The most recent polling (done before the conflict last summer) shows that Canadians are evenly split in their support for Israel or the Palestinians. However, our political class doesn't reflect that. The NDP has little to lose and much to gain from taking a strong stance against Israeli aggression and the occupation. By monopolizing this open political space they can give voice to those seeking justice for Palestine and also help shift the public debate. Of course, the point isn't that the NDP should do something because it is politically opportune, but rather because it is the principled thing to do.  

With the federal election coming up it is time for the political consensus on this issue to be broken. When local candidates come knocking, demand answers. If they don't have any good ones tell them to hit the road. During local candidate debates speak up on the issue -- not just to pressure politicians, but to ensure the issue is aired to a wider audience. 

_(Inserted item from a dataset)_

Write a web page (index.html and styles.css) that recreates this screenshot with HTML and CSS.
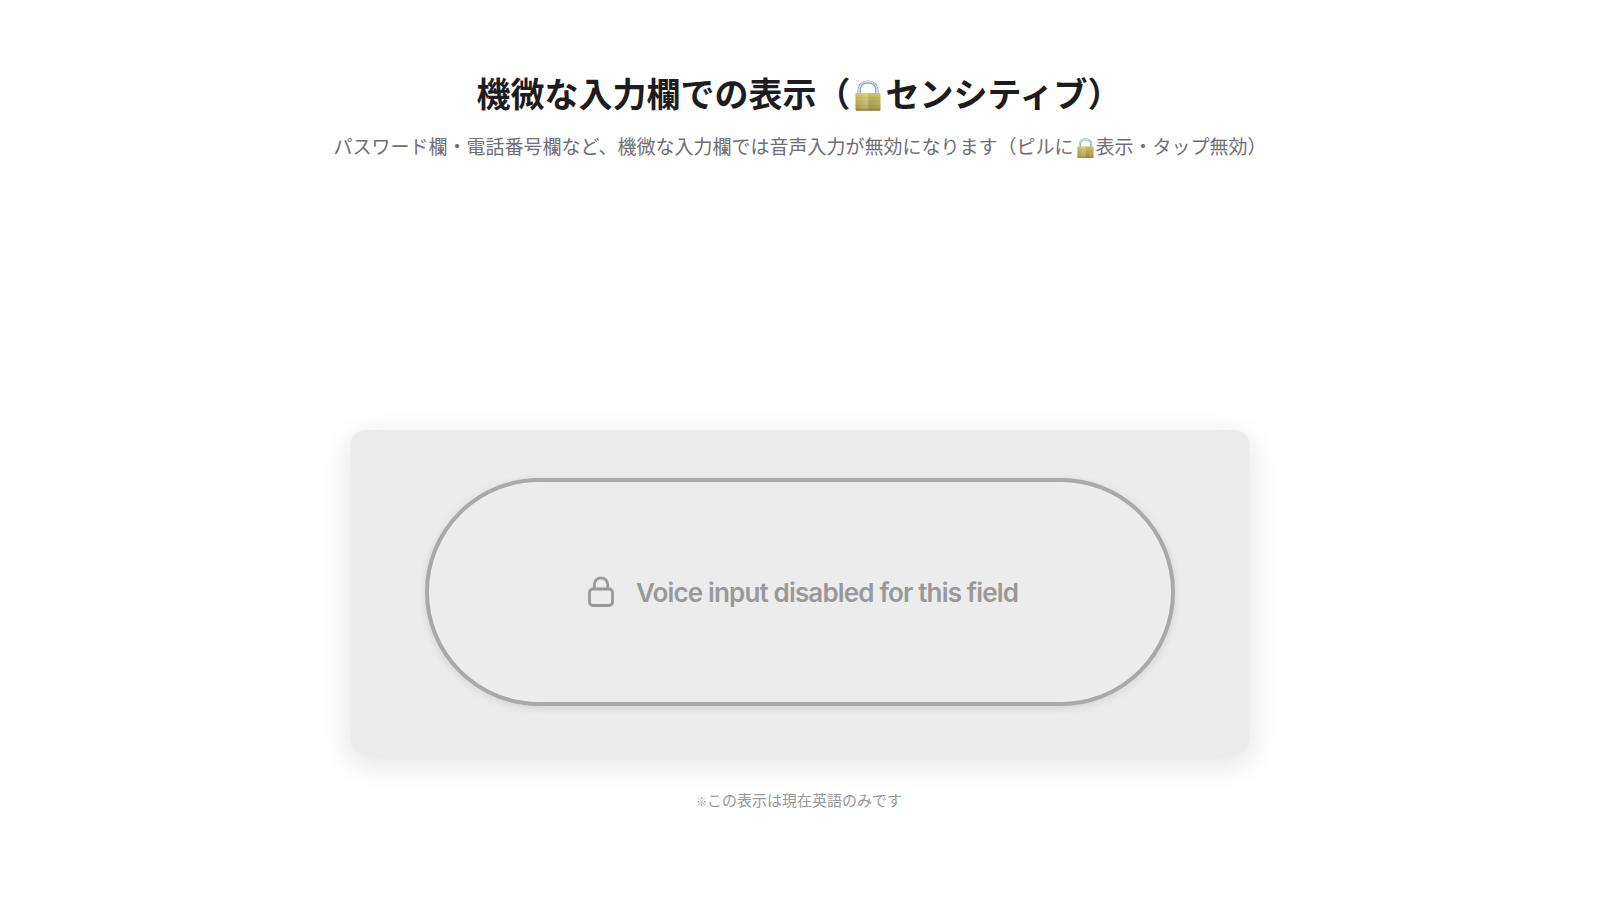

The massive solidarity demonstrations that have sprung up in response to Israel's numerous attacks on Gaza in recent years are heartening. The Palestinian solidarity movement has won impressive gains in the call for boycott, divestment and sanctions against Israel. The debate has shifted, but our political leaders remain on the wrong side of history. 

The all-party consensus on Israel/Palestine is a consensus on slaughter, a consensus written in blood. It operates on silence, fear and half-truths and only by speaking up can we end it.